Exercise instructions -> In the entries that follow, find the word "this" and report each line it is on.

***** Material to process *****

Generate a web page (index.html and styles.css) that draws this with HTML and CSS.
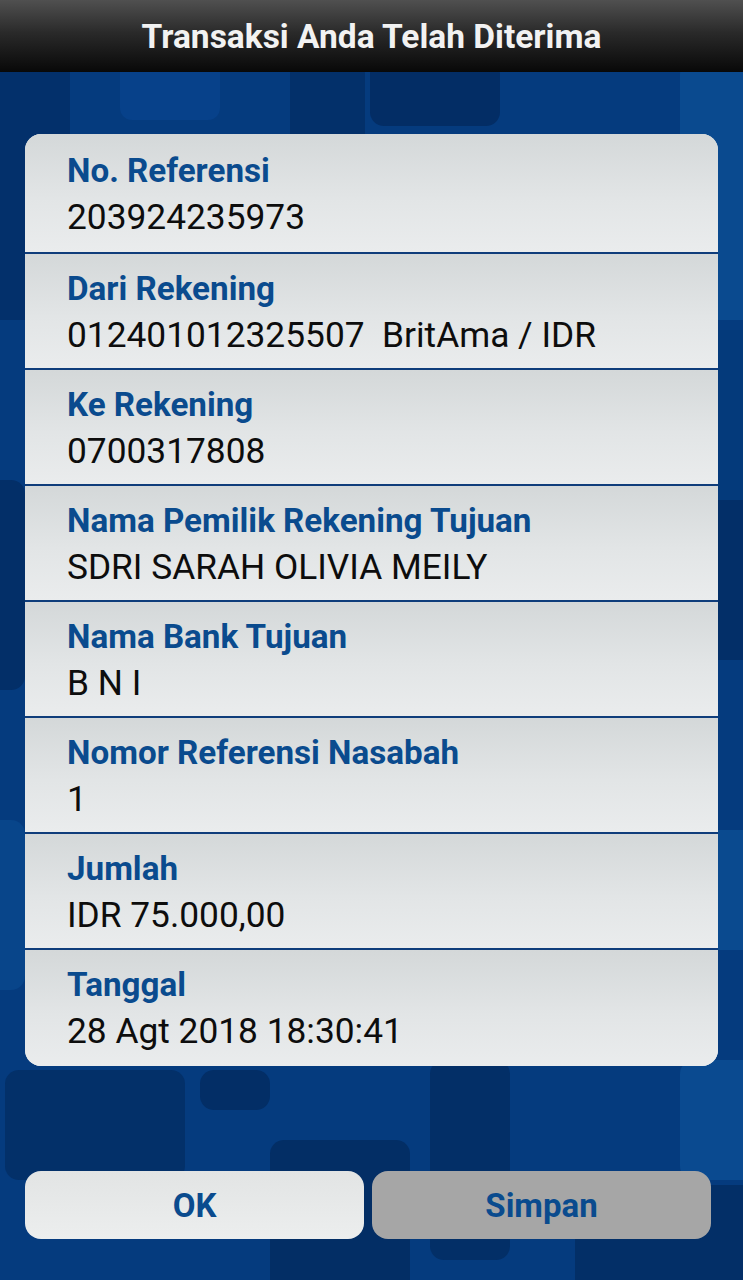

*****
***** Material to process *****

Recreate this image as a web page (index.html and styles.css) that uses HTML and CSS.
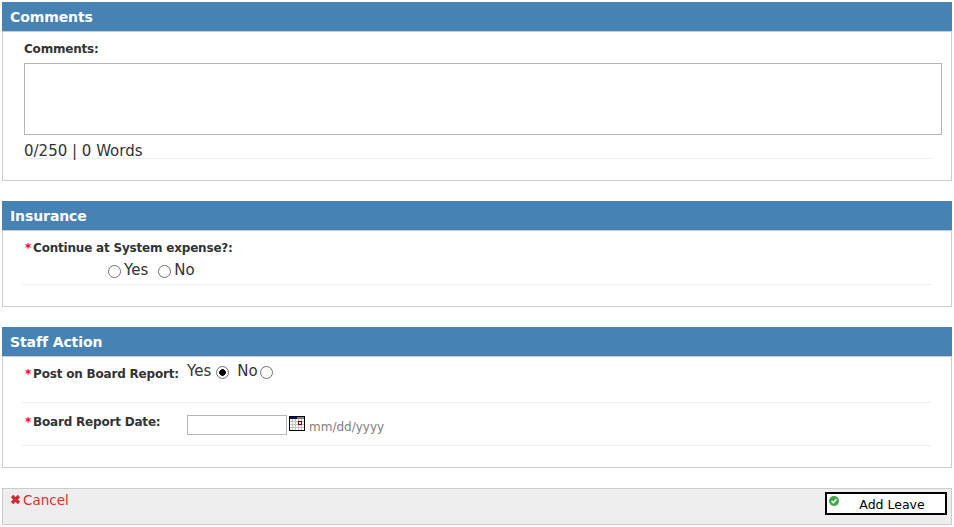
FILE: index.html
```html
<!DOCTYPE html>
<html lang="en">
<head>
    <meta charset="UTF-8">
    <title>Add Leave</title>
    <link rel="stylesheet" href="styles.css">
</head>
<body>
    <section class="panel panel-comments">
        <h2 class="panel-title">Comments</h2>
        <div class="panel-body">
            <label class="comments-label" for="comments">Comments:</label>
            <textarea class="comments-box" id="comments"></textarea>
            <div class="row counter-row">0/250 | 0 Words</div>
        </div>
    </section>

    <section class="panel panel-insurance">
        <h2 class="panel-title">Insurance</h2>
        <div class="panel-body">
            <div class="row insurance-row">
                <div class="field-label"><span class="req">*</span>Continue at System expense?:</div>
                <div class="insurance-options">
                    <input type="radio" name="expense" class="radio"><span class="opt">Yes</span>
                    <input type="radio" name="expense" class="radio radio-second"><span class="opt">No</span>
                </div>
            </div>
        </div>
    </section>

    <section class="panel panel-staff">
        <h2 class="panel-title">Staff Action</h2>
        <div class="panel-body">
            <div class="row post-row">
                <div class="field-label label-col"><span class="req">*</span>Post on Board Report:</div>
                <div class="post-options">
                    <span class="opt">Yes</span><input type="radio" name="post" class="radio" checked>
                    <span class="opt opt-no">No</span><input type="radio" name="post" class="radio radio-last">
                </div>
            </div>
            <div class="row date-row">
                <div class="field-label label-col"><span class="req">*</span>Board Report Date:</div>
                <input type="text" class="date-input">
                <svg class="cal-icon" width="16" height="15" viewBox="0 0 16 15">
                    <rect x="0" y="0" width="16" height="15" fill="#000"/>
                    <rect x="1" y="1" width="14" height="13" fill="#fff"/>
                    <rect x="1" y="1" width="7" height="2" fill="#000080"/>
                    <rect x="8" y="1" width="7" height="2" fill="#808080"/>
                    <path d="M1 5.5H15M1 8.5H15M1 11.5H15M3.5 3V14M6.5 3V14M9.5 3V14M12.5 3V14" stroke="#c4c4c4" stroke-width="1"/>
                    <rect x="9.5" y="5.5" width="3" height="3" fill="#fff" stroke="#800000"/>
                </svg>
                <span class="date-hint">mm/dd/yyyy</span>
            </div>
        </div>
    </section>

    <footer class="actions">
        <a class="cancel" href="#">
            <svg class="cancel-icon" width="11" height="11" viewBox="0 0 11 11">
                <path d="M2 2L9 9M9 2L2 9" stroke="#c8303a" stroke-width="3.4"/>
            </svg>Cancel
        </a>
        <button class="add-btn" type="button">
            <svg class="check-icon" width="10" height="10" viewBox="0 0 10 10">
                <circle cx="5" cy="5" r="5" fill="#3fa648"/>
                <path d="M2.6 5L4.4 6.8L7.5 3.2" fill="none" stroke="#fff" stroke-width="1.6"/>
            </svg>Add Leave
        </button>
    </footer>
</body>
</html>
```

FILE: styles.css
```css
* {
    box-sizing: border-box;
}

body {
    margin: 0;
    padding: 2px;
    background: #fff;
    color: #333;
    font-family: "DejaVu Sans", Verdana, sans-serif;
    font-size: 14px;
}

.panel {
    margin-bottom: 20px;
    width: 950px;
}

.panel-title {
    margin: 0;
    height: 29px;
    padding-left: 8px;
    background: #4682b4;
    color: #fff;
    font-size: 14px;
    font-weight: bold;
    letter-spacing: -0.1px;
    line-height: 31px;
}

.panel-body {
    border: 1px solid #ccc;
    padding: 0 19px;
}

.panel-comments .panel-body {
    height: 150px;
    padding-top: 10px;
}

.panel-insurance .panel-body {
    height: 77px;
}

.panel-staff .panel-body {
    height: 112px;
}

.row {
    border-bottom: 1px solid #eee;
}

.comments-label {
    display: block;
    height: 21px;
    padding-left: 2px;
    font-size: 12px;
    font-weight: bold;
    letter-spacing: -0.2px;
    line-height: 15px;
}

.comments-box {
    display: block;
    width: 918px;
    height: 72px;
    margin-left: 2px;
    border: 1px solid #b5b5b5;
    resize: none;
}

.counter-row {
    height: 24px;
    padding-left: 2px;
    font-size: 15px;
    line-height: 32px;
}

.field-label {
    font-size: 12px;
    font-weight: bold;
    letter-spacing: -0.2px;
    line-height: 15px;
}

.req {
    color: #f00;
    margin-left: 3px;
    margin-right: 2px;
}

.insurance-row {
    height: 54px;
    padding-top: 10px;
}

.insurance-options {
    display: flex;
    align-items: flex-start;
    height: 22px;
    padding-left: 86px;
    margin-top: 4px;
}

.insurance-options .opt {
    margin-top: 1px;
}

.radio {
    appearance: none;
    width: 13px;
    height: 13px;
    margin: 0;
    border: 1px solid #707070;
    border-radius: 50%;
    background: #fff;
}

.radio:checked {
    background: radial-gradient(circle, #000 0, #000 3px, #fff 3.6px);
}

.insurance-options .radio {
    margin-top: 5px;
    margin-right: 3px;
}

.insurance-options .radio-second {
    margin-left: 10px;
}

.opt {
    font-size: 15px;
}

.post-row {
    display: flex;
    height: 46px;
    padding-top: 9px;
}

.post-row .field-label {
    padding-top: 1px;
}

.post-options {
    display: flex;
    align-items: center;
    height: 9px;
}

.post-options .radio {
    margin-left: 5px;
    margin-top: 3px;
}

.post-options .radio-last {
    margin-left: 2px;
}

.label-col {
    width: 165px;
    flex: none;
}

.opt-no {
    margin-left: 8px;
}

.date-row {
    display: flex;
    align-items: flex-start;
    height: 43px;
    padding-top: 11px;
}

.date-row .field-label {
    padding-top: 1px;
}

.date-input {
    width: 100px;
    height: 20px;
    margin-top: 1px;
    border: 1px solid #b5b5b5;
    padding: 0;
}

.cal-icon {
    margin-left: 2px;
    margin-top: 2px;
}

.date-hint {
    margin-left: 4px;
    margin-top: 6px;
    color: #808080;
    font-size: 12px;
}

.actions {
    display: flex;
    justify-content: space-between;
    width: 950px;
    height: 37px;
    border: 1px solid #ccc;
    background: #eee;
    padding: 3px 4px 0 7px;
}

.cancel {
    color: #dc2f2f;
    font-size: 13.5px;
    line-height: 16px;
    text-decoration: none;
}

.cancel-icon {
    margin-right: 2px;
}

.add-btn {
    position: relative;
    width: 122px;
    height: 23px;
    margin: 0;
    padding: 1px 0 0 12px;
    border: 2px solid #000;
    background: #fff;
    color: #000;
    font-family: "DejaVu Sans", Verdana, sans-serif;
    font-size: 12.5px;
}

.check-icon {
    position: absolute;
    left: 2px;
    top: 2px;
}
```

*****

Written response ->
Generate a web page (index.html and styles.css) that draws this with HTML and CSS.
Recreate this image as a web page (index.html and styles.css) that uses HTML and CSS.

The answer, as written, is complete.